Just before the ballot, Lange had addressed the conference:
When I opened the Economic Summit Conference (it seems like a lifetime ago) I talked about a country not too far from here. I talked about a country which was prosperous, which had no poor, which was tolerant and generous and fair. I talked about New Zealand and I meant every word. I mean it now. I would not be here if I did not believe it. I would not be here if I did not believe that New Zealand could be that country, and it will be.
But it was not. Outside the conference hall lay a country reeling from Labour's savage restructuring of its economy, the collapse of its stockmarket, the looming privatisation of its state-owned industries and the disappearance of so many of the familiar ideological landmarks that had given it direction for the past 50 years. The night before Lange spoke, hundreds had protested outside the very same town hall where young students had accosted Holyoake in 1971. But it wasn't a war they were protesting against. This time, the protest was against the fact that 170,000 of their fellow citizens were out of work, that their employers were refusing to offer them a wage increase and locking them out when they attempted to withdraw their labour. Ken Douglas, in offering the prospect of a compact to the conference - and the government - had said: 'Other forces control the levers of government and the levers of management. They are the real brokers of economic power.' He was appealing to the government as his predecessors in the 1930s had done, to intercede on behalf of working people against the managers. But the protesters looked at Prebble and Douglas, and they didn't see interceders. They saw traitors. 'People before Profits' declared one of the placards. To the once-loved Labour Party, another simply said: 'Give us back our future'.
For all this, the 1988 conference recorded some potentially influential achievements. The CTU did offer, and the party did accept, a more 'constructive engagement' between the government, the employers and the trade unions. A 'statement of intent' was issued, pledging both the organisational and parliamentary wings of the party to genuine consultation and to 'no surprises'. But these outcomes were much less appreciated than they would have been eighteen months earlier.

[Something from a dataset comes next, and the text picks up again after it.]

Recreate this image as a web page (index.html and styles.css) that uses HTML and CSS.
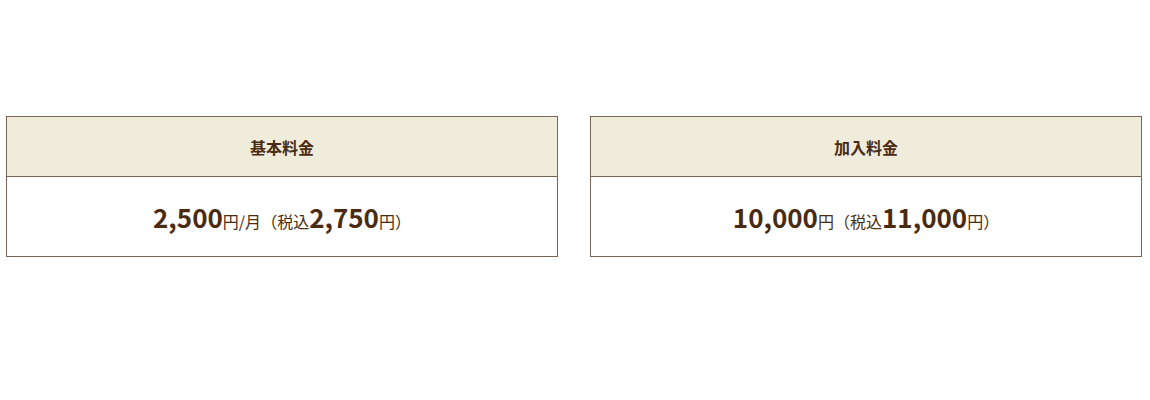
FILE: index.html
```html
<!DOCTYPE html>
<html lang="ja">
<head>
<meta charset="utf-8">
<link rel="stylesheet" href="styles.css">
</head>
<body>
<section class="prices">
  <div class="card">
    <div class="card-head">基本料金</div>
    <div class="card-body">
      <p class="price"><span class="num">2,500</span><span class="unit">円/月</span><span class="tax">（税込</span><span class="num">2,750</span><span class="unit">円）</span></p>
    </div>
  </div>
  <div class="card">
    <div class="card-head">加入料金</div>
    <div class="card-body">
      <p class="price"><span class="num">10,000</span><span class="unit">円</span><span class="tax">（税込</span><span class="num">11,000</span><span class="unit">円）</span></p>
    </div>
  </div>
</section>
</body>
</html>
```
FILE: styles.css
```css
html, body {
  margin: 0;
  padding: 0;
  background: #fff;
}
body {
  font-family: "Noto Sans CJK JP", sans-serif;
  color: #4a2b12;
}
.prices {
  display: grid;
  grid-template-columns: 552px 552px;
  column-gap: 32px;
  padding: 116px 0 0 6px;
}
.card {
  border: 1px solid #7b6455;
}
.card-head {
  height: 59px;
  background: #efecdc;
  border-bottom: 1px solid #7b6455;
  display: flex;
  align-items: center;
  justify-content: center;
  font-weight: 700;
  font-size: 16px;
}
.card-body {
  height: 79px;
  display: flex;
  align-items: center;
  justify-content: center;
}
.price {
  margin: 0;
  line-height: 1;
  text-align: center;
  white-space: nowrap;
}
.num {
  font-weight: 700;
  font-size: 26px;
}
.unit,
.tax {
  font-size: 16px;
}
```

The ratification of a radically new
policy-making structure for the party also went largely unnoticed. As far back as 1978, Helen Clark had written:
A thorough party reorganisation which established a committed and working membership, involved in policy groups and a range of party educational activities, would be the prerequisite to the success of a triennial congress which came together to actually decide party policy for the next three years.
By virtue of her position on the party executive for the best part of a decade, Clark, with the help of Wilson and Dyson, had succeeded in having something very close to this 'Scandinavian' model ratified in Dunedin. Labour's rank-and-file members and politicians needed only one thing to make it work, but it was the one thing the 1988 conference had almost entirely destroyed - trust.